One of the most interesting things about the most recent Bond film (Casino Royale, of course) is the way in which Bond's masculinity is radically refigured. I've meant to blog about this since I first saw the film, but with the library closed for the holiday, this seems like as good a time as ever.
In Female Masculinity, Judith Halberstam wrote a very clever section on the previous incarnations of Bond, all of whom required some supplement to their masculinity - like Q's devices or M's intelligence. Halberstam also notes - and this is particularly true of a film like Goldeneye - that Bond's female enemies (if not his friends) are often more conventionally masculine than he. In this light, Bond's much-ballyhooed sexual escapades are easily interpreted as a sort of ridiculous effort at over-compensation.
Daniel Craig's Bond seems like a different sort of character. This Bond is built like a pro wrestler and doesn't require laser pens or cuff-link grenades, sure; he's also rather adept at doing his own detective work, as he determines M's top-secret identity and is otherwise entirely competent at putting two-and-two together.
You've probably figured out by now, though, that there's a 'but' coming. More explicitly than ever, this is a Bond with an unformed and dangerous masculine practice. Initially, it's a destructive, libidinal sort that M attempts to reign in by foisting Vesper upon him; and when Vesper betrays him, it's a different kind of control that she exerts. When Bond admits that he doesn't trust anyone, M's (surprising? maybe it is, at first) reply is 'then you've learned your lesson'. It seems that Bond's destructive male power, so useful in pursuit of the bad guys, is just as likely to get him killed.

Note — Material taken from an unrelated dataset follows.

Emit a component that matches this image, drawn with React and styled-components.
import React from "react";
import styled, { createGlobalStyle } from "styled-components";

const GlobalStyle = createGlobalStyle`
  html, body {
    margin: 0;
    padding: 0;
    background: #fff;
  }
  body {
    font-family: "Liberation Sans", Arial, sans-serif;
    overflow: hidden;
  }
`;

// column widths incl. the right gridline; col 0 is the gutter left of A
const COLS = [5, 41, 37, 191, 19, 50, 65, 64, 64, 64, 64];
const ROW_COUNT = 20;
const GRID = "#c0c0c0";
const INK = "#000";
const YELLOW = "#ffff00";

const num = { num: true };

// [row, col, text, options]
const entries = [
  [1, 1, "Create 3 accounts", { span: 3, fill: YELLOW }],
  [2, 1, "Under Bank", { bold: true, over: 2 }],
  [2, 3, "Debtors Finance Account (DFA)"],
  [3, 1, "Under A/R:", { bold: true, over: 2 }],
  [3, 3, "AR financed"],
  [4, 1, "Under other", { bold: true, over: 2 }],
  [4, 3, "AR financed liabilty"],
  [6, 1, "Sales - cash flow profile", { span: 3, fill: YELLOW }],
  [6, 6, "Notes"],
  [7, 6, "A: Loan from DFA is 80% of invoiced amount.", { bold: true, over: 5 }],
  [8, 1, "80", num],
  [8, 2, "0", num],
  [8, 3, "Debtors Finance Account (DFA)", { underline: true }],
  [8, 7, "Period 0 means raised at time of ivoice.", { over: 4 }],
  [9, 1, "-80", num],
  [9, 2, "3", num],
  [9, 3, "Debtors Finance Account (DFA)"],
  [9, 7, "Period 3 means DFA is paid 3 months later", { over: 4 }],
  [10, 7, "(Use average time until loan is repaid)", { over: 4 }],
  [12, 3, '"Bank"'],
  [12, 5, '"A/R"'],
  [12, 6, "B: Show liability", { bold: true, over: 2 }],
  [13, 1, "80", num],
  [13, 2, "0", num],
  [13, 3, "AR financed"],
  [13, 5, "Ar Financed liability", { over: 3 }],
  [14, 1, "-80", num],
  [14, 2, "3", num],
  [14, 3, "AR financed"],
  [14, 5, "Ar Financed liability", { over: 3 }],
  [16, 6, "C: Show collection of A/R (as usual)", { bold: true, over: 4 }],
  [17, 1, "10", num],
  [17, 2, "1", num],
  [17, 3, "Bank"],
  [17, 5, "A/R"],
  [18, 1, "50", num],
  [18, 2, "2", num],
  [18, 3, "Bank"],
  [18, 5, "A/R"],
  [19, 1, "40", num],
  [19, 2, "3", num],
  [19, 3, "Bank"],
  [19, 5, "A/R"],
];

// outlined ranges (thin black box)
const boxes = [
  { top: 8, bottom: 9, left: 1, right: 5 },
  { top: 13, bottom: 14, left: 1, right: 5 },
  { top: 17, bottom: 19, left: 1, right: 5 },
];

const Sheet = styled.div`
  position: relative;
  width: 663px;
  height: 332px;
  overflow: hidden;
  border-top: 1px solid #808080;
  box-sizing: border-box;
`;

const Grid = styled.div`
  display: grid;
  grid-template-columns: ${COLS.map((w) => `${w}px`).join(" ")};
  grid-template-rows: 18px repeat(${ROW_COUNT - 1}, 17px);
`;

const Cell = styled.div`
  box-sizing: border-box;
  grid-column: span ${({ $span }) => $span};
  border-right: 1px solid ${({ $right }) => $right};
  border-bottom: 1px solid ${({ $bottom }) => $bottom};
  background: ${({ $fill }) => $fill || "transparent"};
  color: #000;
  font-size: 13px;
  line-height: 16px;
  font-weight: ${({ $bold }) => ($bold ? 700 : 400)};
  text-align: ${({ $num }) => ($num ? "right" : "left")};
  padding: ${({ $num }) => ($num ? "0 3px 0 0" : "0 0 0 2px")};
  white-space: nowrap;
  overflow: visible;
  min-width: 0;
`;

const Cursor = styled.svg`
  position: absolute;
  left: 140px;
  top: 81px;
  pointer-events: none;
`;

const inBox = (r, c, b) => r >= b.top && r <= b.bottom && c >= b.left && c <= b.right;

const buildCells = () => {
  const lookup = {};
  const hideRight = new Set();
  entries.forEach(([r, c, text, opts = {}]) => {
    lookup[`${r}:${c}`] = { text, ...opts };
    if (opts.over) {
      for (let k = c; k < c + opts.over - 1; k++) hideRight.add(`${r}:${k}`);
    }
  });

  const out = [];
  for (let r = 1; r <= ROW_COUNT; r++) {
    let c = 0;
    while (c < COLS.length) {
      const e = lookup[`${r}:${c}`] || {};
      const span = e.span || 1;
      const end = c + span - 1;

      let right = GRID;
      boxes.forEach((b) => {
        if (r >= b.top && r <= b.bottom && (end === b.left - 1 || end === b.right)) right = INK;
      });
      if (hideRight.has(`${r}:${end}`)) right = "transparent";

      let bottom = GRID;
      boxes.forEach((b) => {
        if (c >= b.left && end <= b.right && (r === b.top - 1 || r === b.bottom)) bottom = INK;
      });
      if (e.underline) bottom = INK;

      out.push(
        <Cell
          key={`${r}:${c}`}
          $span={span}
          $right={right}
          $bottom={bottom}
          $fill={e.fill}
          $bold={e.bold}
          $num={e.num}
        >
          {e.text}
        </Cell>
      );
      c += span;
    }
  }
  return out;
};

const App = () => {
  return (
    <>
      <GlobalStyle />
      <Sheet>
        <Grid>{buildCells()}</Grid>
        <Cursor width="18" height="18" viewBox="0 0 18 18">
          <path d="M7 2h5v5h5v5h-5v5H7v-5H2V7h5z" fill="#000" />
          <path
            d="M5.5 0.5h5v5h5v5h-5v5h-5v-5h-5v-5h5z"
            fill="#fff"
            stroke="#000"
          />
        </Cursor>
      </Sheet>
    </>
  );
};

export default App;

M's impositions - chastising Bond, saddling him with Vesper, failing to share their suspicion of Vesper's double-agent status - are aimed at maximizing the former and containing the latter. Or, more simply, at teaching him a sustainable practice of masculinity as only a wiser and more experienced woman could. Craig's Bond might seem more obviously the masculine ideal than past Bond's, but that's only because the mechanisms that ensure his masculinity have become much subtler.